If the Tariffs Are Struck Down
A strike-down would act like a pressure release valve. Importers would see immediate relief, and expectations around refunds would move quickly into focus. Input costs fall without Congress passing a stimulus bill and without the Fed touching rates. That’s why markets could treat this as quiet, uncoordinated stimulus. Not flashy, not announced, but tangible. Risk assets would likely react first, with equities and cyclicals catching a bid as margins reset higher.

If the Tariffs Stand
If the court upholds the tariffs, the message is less dramatic but still meaningful.

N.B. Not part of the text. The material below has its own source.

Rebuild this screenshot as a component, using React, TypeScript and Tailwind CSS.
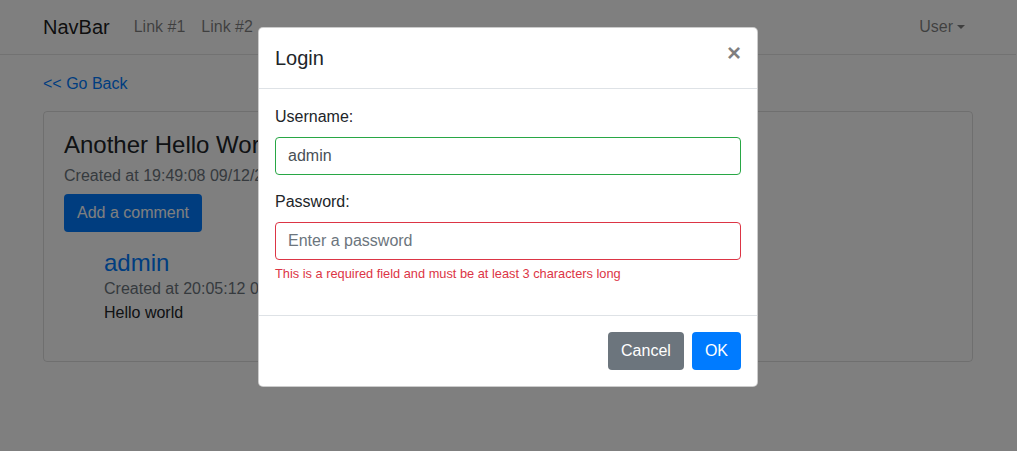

The cost structure stays intact. Supply chains remain distorted. Inflation pressure doesn’t ease. That outcome probably wouldn’t shock markets, but it would reinforce the idea that policy friction is not temporary. Businesses can adapt, but adaptation is defensive. It preserves margins, it doesn’t expand them.
Why Markets Care More Than Politics
Markets don’t care about ideology. They care about outcomes. This ruling redraws assumptions around pricing power, cost pass-through, and capital allocation in a single stroke. That’s why it matters more than most legal decisions. One ruling quietly changes the math across industries.
The Real Stakes
This isn’t about who wins in court or how the ruling is framed politically. It’s about whether $150 billion stays trapped inside the system or starts leaking back out into the economy. Either outcome will move markets. Pretending it’s just legal noise would be the real mistake.